Gedanken zum Weltfriedenstag am 1. September

Von Ingomar Klein und Wolfgang Triebel*

Seit jeher haben Regierungen – die der Großmächte vorne weg – Friedensbeteuerungen abgegeben, gleichzeitig aber die Modernisierung ihrer Armeen und Waffen fortgesetzt, angeblich zur Friedenssicherung und -erhaltung, in Wahrheit zur Erhöhung der Dividenden von Rüstungsindustrie und Rüstungslobbyisten. Folge waren im vergangenen Jahrhundert »heiße« Kriege wie der Erste und Zweite Weltkrieg, ein Kalter Krieg sowie – zum Ausklang des Säculums – neue völkerrechtswidrige Kriege gegen Jugoslawien und zu Beginn des neuen gegen Afghanistan und Irak.

Das 20. Jahrhundert war aber auch eine Zeit des Aufschwungs zahlreicher Friedensaktivitäten der Völker. Vielgestaltige Friedensorganisationen entstanden. Sie haben wichtige Impulse zur Eliminierung des Krieges aus dem Leben der Menschen gegeben. Erinnert sei an den 10. Weltfriedenskongress 1901 und die ihm vorangegangenen Inspirationen u.a. durch Bertha von Suttners Buch »Die Waffen nieder!« 1889 und die von ihr am 9. November 1892 gegründete Deutsche Friedensgesellschaft (DFG). Aus dem 1949 gebildeten Weltfriedenskomitee konstituierte sich die Weltfriedensbewegung. Deren Weltfriedensrat hat 1950 mit dem »Stockholmer Appell« zum Verbot von Atomwaffen der internationalen Friedensbewegung Dynamik verliehen. Zur Mahnung an den Beginn des Zweiten Weltkrieges erklärte er den 1. September jeden Jahres zum »Weltfriedenstag«. Herausragende Repräsentanten der Weltfriedensbewegung waren u.a. der Atomphysiker Frédérik Juliot-Curie, Pablo Picasso, der für die Bewegung die »Friedenstaube« schuf, der britische Wissenschaftler John D. Bernal, der 1958 sein Buch »Welt ohne Krieg« veröffentlichte, Bertolt Brecht und sein Berliner Ensemble, der afroamerikanische Pfarrer Martin Luther King, die französische Patriotin und Streiterin gegen den Algerienkrieg Raimonde Dien, der Physiker Linus Pauling, der südafrikanische Freiheitskämpfer Nelson Mandela... In Deutschland und andernorts gab es machtvolle Demonstrationen gegen den US-Vietnamkrieg und entstand die Ostermarschbewegung.

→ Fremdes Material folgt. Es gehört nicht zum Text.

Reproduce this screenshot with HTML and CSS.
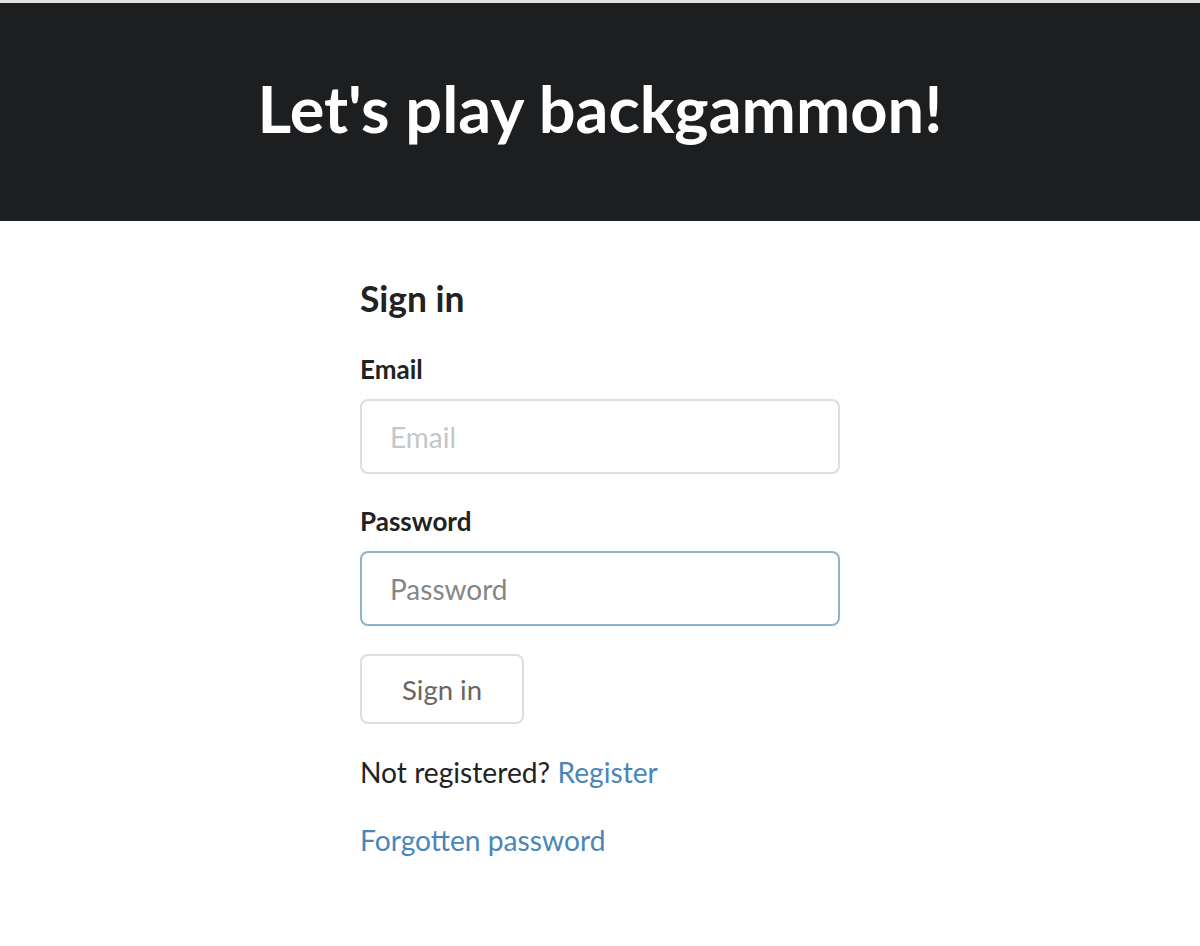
FILE: index.html
```html
<!DOCTYPE html>
<html lang="en">
<head>
<meta charset="utf-8">
<title>Let's play backgammon!</title>
<link rel="stylesheet" href="styles.css">
</head>
<body>
<header class="hero">
  <h1 class="hero-title">Let's play backgammon!</h1>
</header>
<main class="signin">
  <h2 class="signin-title">Sign in</h2>
  <form class="signin-form">
    <div class="field">
      <label class="field-label" for="email">Email</label>
      <input class="field-input" id="email" type="email" placeholder="Email">
    </div>
    <div class="field">
      <label class="field-label" for="password">Password</label>
      <input class="field-input field-input--focus" id="password" type="password" placeholder="Password">
    </div>
    <button class="btn" type="button">Sign in</button>
  </form>
  <p class="signin-note">Not registered? <a class="link" href="#">Register</a></p>
  <p class="signin-note"><a class="link" href="#">Forgotten password</a></p>
</main>
</body>
</html>
```
FILE: styles.css
```css
* { box-sizing: border-box; }
html, body { margin: 0; padding: 0; background: #fff; }
body {
  font-family: Lato, "Open Sans", sans-serif;
  color: #222;
}
.hero {
  border-top: 3px solid #e2e2e2;
  background: #1d1e20;
  height: 221px;
  padding-bottom: 8px;
  display: flex;
  align-items: center;
  justify-content: center;
}
.hero-title {
  margin: 0;
  color: #fff;
  font-weight: 700;
  font-size: 64.9px;
  line-height: 1;
}
.signin {
  width: 480px;
  margin: 0 auto;
  padding-top: 57px;
}
.signin-title {
  margin: 0 0 31px;
  font-size: 35.4px;
  font-weight: 700;
  line-height: 42px;
  color: #222;
}
.signin-form { display: flex; flex-direction: column; align-items: flex-start; }
.field {
  align-self: stretch;
  margin-bottom: 29px;
  display: flex;
  flex-direction: column;
}
.field-label {
  font-size: 26px;
  font-weight: 700;
  line-height: 36px;
  margin-bottom: 12px;
  color: #222;
}
.field-input {
  height: 75px;
  border: 2px solid #dedede;
  border-radius: 8px;
  padding: 0 28px;
  font-family: inherit;
  font-size: 28px;
  color: #222;
  background: #fff;
  outline: none;
}
.field-input::placeholder { color: #c6c6c6; }
.field-input--focus { border-color: #8db3cf; }
.field-input--focus::placeholder { color: #868686; }
.btn {
  height: 70px;
  padding: 0 40px;
  border: 2px solid #dedede;
  border-radius: 8px;
  background: #fff;
  font-family: inherit;
  font-size: 27.5px;
  color: #666;
  margin-top: -1px;
}
.signin-note {
  margin: 28px 0 0;
  font-size: 28.2px;
  line-height: 40px;
}
.link { color: #4a86b8; text-decoration: none; }
```
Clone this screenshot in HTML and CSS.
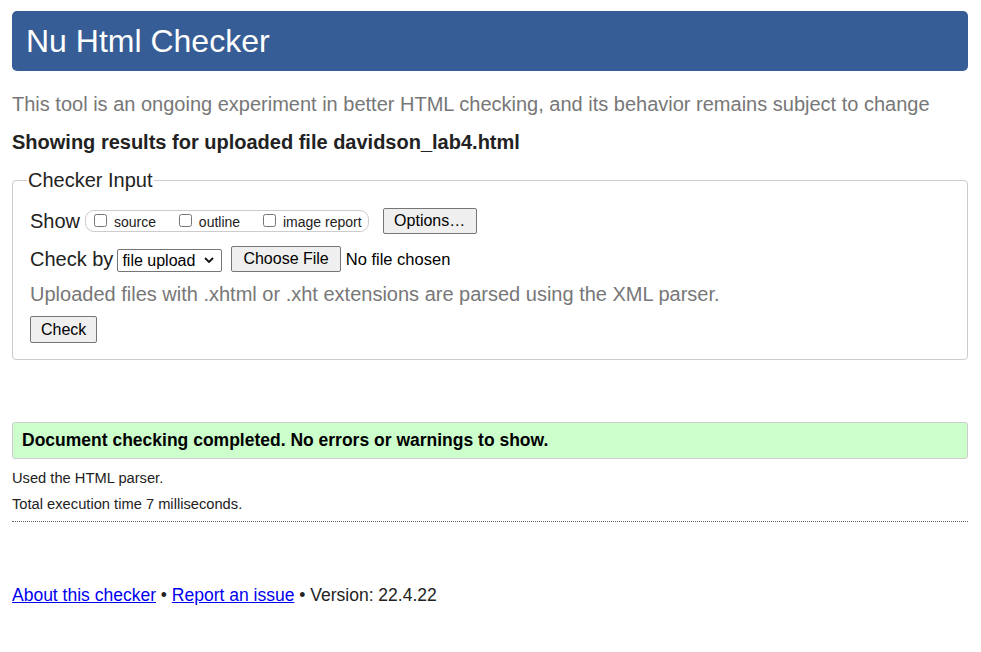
FILE: index.html
```html
<!DOCTYPE html>
<html lang="en">
<head>
<meta charset="utf-8">
<title>Nu Html Checker</title>
<link rel="stylesheet" href="styles.css">
</head>
<body>
<header class="banner"><h1 class="title">Nu Html Checker</h1></header>
<p class="intro">This tool is an ongoing experiment in better HTML checking, and its behavior remains subject to change</p>
<p class="showing">Showing results for uploaded file davidson_lab4.html</p>
<fieldset class="input">
  <legend class="legend">Checker Input</legend>
  <div class="row">
    <span class="label">Show</span>
    <span class="opts">
      <label class="opt"><input type="checkbox" class="cb"> source</label>
      <label class="opt"><input type="checkbox" class="cb"> outline</label>
      <label class="opt"><input type="checkbox" class="cb"> image report</label>
    </span>
    <button class="btn btn-options">Options…</button>
  </div>
  <div class="row row-by">
    <span class="label">Check by</span>
    <span class="select-wrap">
      <select class="select"><option>file upload</option></select>
      <svg class="chevron" width="10" height="6" viewBox="0 0 10 6" aria-hidden="true"><path d="M1 1 L5 5 L9 1" fill="none" stroke="#111" stroke-width="1.8"/></svg>
    </span>
    <span class="file"><button class="btn btn-file">Choose File</button><span class="nofile">No file chosen</span></span>
  </div>
  <p class="note">Uploaded files with .xhtml or .xht extensions are parsed using the XML parser.</p>
  <div class="row row-check"><button class="btn btn-check">Check</button></div>
</fieldset>
<div class="success">Document checking completed. No errors or warnings to show.</div>
<p class="detail">Used the HTML parser.</p>
<p class="detail detail-2">Total execution time 7 milliseconds.</p>
<hr class="rule">
<p class="footer"><a href="#" class="link">About this checker</a> • <a href="#" class="link">Report an issue</a> • Version: 22.4.22</p>
</body>
</html>
```
FILE: styles.css
```css
html, body { margin: 0; padding: 0; background: #fff; }
body {
  font-family: "Liberation Sans", Arial, sans-serif;
  color: #222;
  padding: 11px 13px 0 12px;
}
.banner {
  background: #365d95;
  border-radius: 5px;
  height: 60px;
  display: flex;
  align-items: center;
  padding: 0 14px;
}
.title {
  margin: 0;
  font-size: 32px;
  font-weight: normal;
  color: #fff;
  line-height: 1;
  padding-bottom: 1px;
}
.intro {
  margin: 20px 0 0;
  font-size: 20px;
  color: #777;
  line-height: 27px;
}
.showing {
  margin: 13px 0 0;
  font-size: 20px;
  font-weight: bold;
  color: #222;
  line-height: 23px;
}
.input {
  margin: 15px 0 0;
  border: 1px solid #ccc;
  border-radius: 4px;
  padding: 16px 17px 16px;
}
.legend {
  font-size: 20px;
  line-height: 23px;
  padding: 0 1px;
  margin-left: -3px;
  color: #222;
}
.row {
  display: flex;
  align-items: center;
  font-size: 20px;
  height: 26px;
}
.row-by { margin-top: 12px; }
.label { margin-right: 5px; }
.row-by .label { margin-right: 4px; }
.opts {
  display: inline-flex;
  border: 1px solid #ccc;
  border-radius: 9px;
  height: 20px;
  padding: 0 6px 0 4px;
  gap: 19px;
  font-size: 14px;
  color: #222;
}
.opt { display: block; line-height: 21px; white-space: nowrap; }
.cb { margin: 3px 3px 3px 4px; width: 13px; height: 13px; }
.btn {
  font-family: "Liberation Sans", Arial, sans-serif;
  background: #efefef;
  border: 1px solid #767676;
  border-radius: 2px;
  color: #000;
  font-size: 16px;
  padding: 0 10px;
  height: 26px;
}
.btn-options { margin-left: 14px; padding: 0 10.5px; }
.select-wrap { position: relative; display: inline-block; height: 23px; }
.select {
  appearance: none;
  -webkit-appearance: none;
  font-family: "Liberation Sans", Arial, sans-serif;
  font-size: 16px;
  width: 105px;
  height: 23px;
  border: 1px solid #767676;
  border-radius: 2px;
  padding: 0 0 0 4px;
  margin: 0;
  background: #fff;
  color: #000;
}
.chevron { position: absolute; right: 8px; top: 9px; pointer-events: none; }
.file { margin-left: 9px; display: inline-flex; align-items: center; font-size: 16.5px; }
.btn-file { padding: 0 11px; }
.nofile { margin-left: 5px; color: #000; }
.note {
  margin: 11px 0 0;
  color: #777;
  font-size: 20px;
  line-height: 23px;
}
.row-check { margin-top: 10px; height: 27px; }
.btn-check { height: 27px; }
.success {
  margin-top: 62px;
  background: #ccffcc;
  border: 1px solid #ccc;
  border-radius: 3px;
  padding: 7px 9px;
  font-size: 17.5px;
  font-weight: bold;
  color: #000;
  line-height: 21px;
}
.detail {
  margin: 10px 0 0;
  font-size: 14.7px;
  line-height: 18px;
  color: #222;
}
.detail-2 { margin-top: 8px; }
.rule {
  margin: 8px 0 0;
  border: 0;
  border-top: 1px dotted #666;
  height: 0;
}
.footer {
  margin: 63px 0 0;
  font-size: 17.5px;
  line-height: 20px;
  color: #222;
}
.link { color: #00e; }
```
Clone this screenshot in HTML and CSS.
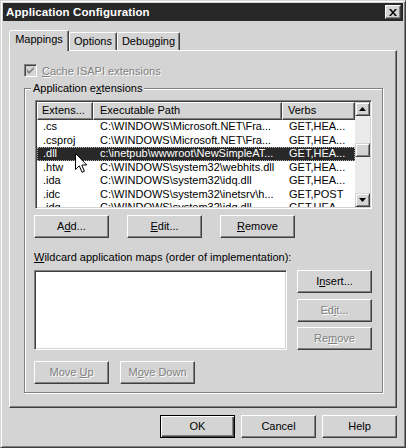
FILE: index.html
```html
<!DOCTYPE html>
<html>
<head>
<meta charset="utf-8">
<title>Application Configuration</title>
<link rel="stylesheet" href="styles.css">
</head>
<body>
<div class="window">
  <div class="titlebar">
    <span class="title">Application Configuration</span>
    <div class="close"><svg width="8" height="7" viewBox="0 0 8 7"><path d="M0 0h2l2 2.5L6 0h2L5 3.5 8 7H6L4 4.5 2 7H0l3-3.5z" fill="#000"/></svg></div>
  </div>
  <div class="tabs">
    <div class="tab active">Mappings</div>
    <div class="tab">Options</div>
    <div class="tab">Debugging</div>
  </div>
  <div class="panel">
    <div class="check disabled">
      <span class="box"><svg width="7" height="7" viewBox="0 0 7 7"><path d="M0 2v3l2 2 5-5V-0L2 4.5z" fill="#808080"/></svg></span>
      <span class="dtext"><u>C</u>ache ISAPI extensions</span>
    </div>
    <div class="group">
      <span class="legend">Application e<u>x</u>tensions</span>
      <div class="listview">
        <div class="lv-main">
          <div class="lv-header">
            <div class="hcell c1">Extens...</div>
            <div class="hcell c2">Executable Path</div>
            <div class="hcell c3">Verbs</div>
          </div>
          <div class="row"><div class="cell c1">.cs</div><div class="cell c2">C:\WINDOWS\Microsoft.NET\Fra...</div><div class="cell c3">GET,HEA...</div></div>
          <div class="row"><div class="cell c1">.csproj</div><div class="cell c2">C:\WINDOWS\Microsoft.NET\Fra...</div><div class="cell c3">GET,HEA...</div></div>
          <div class="row selected"><div class="cell c1">.dll</div><div class="cell c2">c:\inetpub\wwwroot\NewSimpleAT...</div><div class="cell c3">GET,HEA...</div></div>
          <div class="row"><div class="cell c1">.htw</div><div class="cell c2">C:\WINDOWS\system32\webhits.dll</div><div class="cell c3">GET,HEA...</div></div>
          <div class="row"><div class="cell c1">.ida</div><div class="cell c2">C:\WINDOWS\system32\idq.dll</div><div class="cell c3">GET,HEA...</div></div>
          <div class="row"><div class="cell c1">.idc</div><div class="cell c2">C:\WINDOWS\system32\inetsrv\h...</div><div class="cell c3">GET,POST</div></div>
          <div class="row"><div class="cell c1">.idq</div><div class="cell c2">C:\WINDOWS\system32\idq.dll</div><div class="cell c3">GET,HEA...</div></div>
        </div>
        <div class="scrollbar">
          <div class="sb-btn"><svg width="7" height="4" viewBox="0 0 7 4"><path d="M3.5 0L7 4H0z" fill="#000"/></svg></div>
          <div class="sb-track"><div class="sb-thumb"></div></div>
          <div class="sb-btn"><svg width="7" height="4" viewBox="0 0 7 4"><path d="M0 0h7L3.5 4z" fill="#000"/></svg></div>
        </div>
      </div>
      <div class="btnrow">
        <div class="btn"><span>A<u>d</u>d...</span></div>
        <div class="btn"><span><u>E</u>dit...</span></div>
        <div class="btn"><span><u>R</u>emove</span></div>
      </div>
      <div class="label"><u>W</u>ildcard application maps (order of implementation):</div>
      <div class="wildrow">
        <div class="wildlist"></div>
        <div class="sidebtns">
          <div class="btn"><span>I<u>n</u>sert...</span></div>
          <div class="btn disabled"><span>Ed<u>i</u>t...</span></div>
          <div class="btn disabled"><span>Re<u>m</u>ove</span></div>
        </div>
      </div>
      <div class="moverow">
        <div class="btn disabled"><span>Move <u>U</u>p</span></div>
        <div class="btn disabled"><span>M<u>o</u>ve Down</span></div>
      </div>
    </div>
  </div>
  <div class="footer">
    <div class="btn default"><span>OK</span></div>
    <div class="btn"><span>Cancel</span></div>
    <div class="btn"><span>Help</span></div>
  </div>
</div>
<svg class="cursor" width="13" height="21" viewBox="0 0 13 21"><path d="M0.5 0.5V16.5L4.3 12.8L7 19.3L9.4 18.3L6.8 12H11.8Z" fill="#fff" stroke="#000" stroke-width="1" stroke-linejoin="miter"/></svg>
</body>
</html>
```
FILE: styles.css
```css
* { box-sizing: border-box; }
html, body { margin: 0; padding: 0; }
body {
  width: 406px;
  height: 448px;
  overflow: hidden;
  position: relative;
  background: #d4d4d4;
  font-family: "Liberation Sans", Arial, sans-serif;
  font-size: 11px;
  color: #000;
}
u { text-decoration: underline; text-underline-offset: 1px; }

.window {
  width: 406px;
  height: 448px;
  background: #d4d4d4;
  border: 1px solid;
  border-color: #d4d4d4 #404040 #404040 #d4d4d4;
  box-shadow: inset 1px 1px #fff, inset -1px -1px #808080;
  padding: 2px;
  display: flex;
  flex-direction: column;
}

.titlebar {
  height: 18px;
  flex: none;
  background: #282828;
  display: flex;
  align-items: center;
  justify-content: space-between;
  padding: 0 2px 0 3px;
}
.title { color: #fff; font-weight: bold; font-size: 11.5px; letter-spacing: 0.1px; }
.close {
  width: 16px;
  height: 14px;
  background: #d4d4d4;
  border: 1px solid;
  border-color: #fff #404040 #404040 #fff;
  box-shadow: inset -1px -1px #808080;
  display: flex;
  align-items: center;
  justify-content: center;
}

.tabs {
  display: flex;
  align-items: flex-end;
  height: 20px;
  flex: none;
  margin-top: 9px;
  padding-left: 6px;
}
.tab {
  height: 18px;
  border: 1px solid;
  border-bottom: none;
  border-color: #fff #404040 transparent #fff;
  box-shadow: inset -1px 0 #808080;
  border-radius: 2px 2px 0 0;
  text-align: center;
  padding-top: 2px;
  line-height: 13px;
  background: #d4d4d4;
}
.tab:nth-child(2) { width: 48px; }
.tab:nth-child(3) { width: 63px; }
.tab.active {
  width: 60px;
  height: 21px;
  margin-bottom: -1px;
  position: relative;
  z-index: 1;
}

.panel {
  margin: 0 6px;
  height: 358px;
  flex: none;
  border: 1px solid;
  border-color: #fff #404040 #404040 #fff;
  box-shadow: inset -1px -1px #808080;
  padding: 13px 0 0 14px;
}

.check { display: flex; align-items: center; height: 13px; gap: 5px; }
.box {
  width: 13px;
  height: 13px;
  border: 1px solid;
  border-color: #808080 #fff #fff #808080;
  box-shadow: inset 1px 1px #404040, inset -1px -1px #d4d4d4;
  background: #d4d4d4;
  display: flex;
  align-items: center;
  justify-content: center;
}
.dtext, .disabled { color: #808080; text-shadow: 1px 1px 0 #fff; }

.group {
  position: relative;
  margin-top: 11px;
  width: 359px;
  height: 305px;
  border: 1px solid #808080;
  box-shadow: inset 1px 1px #fff, 1px 1px #fff;
  padding: 11px 10px 0 9px;
}
.legend {
  position: absolute;
  top: -7px;
  left: 6px;
  background: #d4d4d4;
  padding: 0 2px;
  line-height: 13px;
}

.listview {
  margin-left: 1px;
  width: 337px;
  height: 109px;
  border: 1px solid;
  border-color: #808080 #fff #fff #808080;
  box-shadow: inset 1px 1px #404040, inset -1px -1px #d4d4d4;
  padding: 1px;
  background: #fff;
  display: flex;
}
.lv-main { flex: 1; overflow: hidden; }
.lv-header { display: flex; height: 18px; }
.hcell {
  height: 18px;
  background: #d4d4d4;
  border: 1px solid;
  border-color: #fff #404040 #404040 #fff;
  box-shadow: inset -1px -1px #808080;
  line-height: 15px;
  padding-left: 6px;
  white-space: nowrap;
  overflow: hidden;
}
.c1 { width: 56px; flex: none; }
.c2 { width: 189px; flex: none; }
.c3 { width: 73px; flex: none; }
.hcell.c1 { padding-left: 4px; }
.hcell.c3 { padding-left: 5px; }
.row { display: flex; height: 13.5px; line-height: 13.5px; }
.cell { white-space: nowrap; overflow: hidden; padding-left: 7px; }
.cell.c1 { padding-left: 6px; }
.row.selected {
  background: #282828;
  color: #fff;
  outline: 1px dotted #b0b0b0;
  outline-offset: -1px;
}

.scrollbar {
  width: 15px;
  flex: none;
  display: flex;
  flex-direction: column;
  background: #ebebeb;
}
.sb-btn, .sb-thumb {
  height: 14px;
  flex: none;
  background: #d4d4d4;
  border: 1px solid;
  border-color: #d4d4d4 #404040 #404040 #d4d4d4;
  box-shadow: inset 1px 1px #fff, inset -1px -1px #808080;
  display: flex;
  align-items: center;
  justify-content: center;
}
.sb-track { flex: 1; }
.sb-thumb { margin-top: 27px; }

.btn {
  width: 75px;
  height: 23px;
  flex: none;
  background: #d4d4d4;
  border: 1px solid;
  border-color: #fff #404040 #404040 #fff;
  box-shadow: inset -1px -1px #808080;
  display: flex;
  align-items: center;
  justify-content: center;
  line-height: 13px;
  white-space: nowrap;
}
.btn.default {
  border-color: #000;
  box-shadow: inset 1px 1px #fff, inset -1px -1px #404040, inset -2px -2px #808080;
}

.btnrow { display: flex; gap: 18px; margin-top: 6px; }
.label { margin-top: 13px; line-height: 13px; }
.wildrow { display: flex; gap: 10px; margin-top: 6px; }
.wildlist {
  width: 253px;
  height: 80px;
  background: #fff;
  border: 1px solid;
  border-color: #808080 #fff #fff #808080;
  box-shadow: inset 1px 1px #404040, inset -1px -1px #d4d4d4;
}
.sidebtns { display: flex; flex-direction: column; gap: 5.5px; }
.moverow { display: flex; gap: 11px; margin-top: 11px; }

.footer {
  display: flex;
  justify-content: flex-end;
  gap: 6px;
  padding-right: 6px;
  margin-top: 7px;
}

.cursor { position: absolute; left: 75px; top: 153px; }
```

Über politische, soziale, religiöse und nationale Schranken hinweg fanden im 20. Jahrhundert staatliche Antikriegsinitiativen Unterstützung wie Lenins »Dekret über den Frieden« von 1917, die Ächtung des Krieges 1928 im so genannten Briand-Kellogg-Pakt, die Gründung der UNO 1945 und 1975 der KSZE in Europa oder die Forderung »Weg mit dem Teufelszeug!« aus der DDR, der Vorschlag zur Schaffung einer Atomwaffenfreien Zone in Mitteleuropa und 1990 die »Charta von Paris für ein neues Europa« der OSZE-Staaten.

Da zur Zeit der Ost-West-Konfrontation die Weltfriedensbewegung vornehmlich von den Staaten des Ostblocks unterstützt wurde, war diese schnell mit dem Verdikt kommunistischer Unterwanderung belegt worden – was zugleich als Begründung herhalten musste, warum westliche Demokratien ihr Ignoranz entgegenbrachten. Dennoch waren nationale Friedensorganisationen und Weltfriedensrat weltweit präsent, wenn auch ihr Anteil an der Durchsetzung der Politik der friedlichen Koexistenz begrenzt blieb. Die Weltfriedensbewegung hat weder Ost noch West an der Hochrüstung hindern können. Das damalige militärpolitische »Gleichgewichts des Schreckens« hat bis 1990 Kriege in Europa abgewendet. Mit dem Zusammenbruch der UdSSR und der Auflösung des Ostblocks endete auch die Existenz des Weltfriedensrates.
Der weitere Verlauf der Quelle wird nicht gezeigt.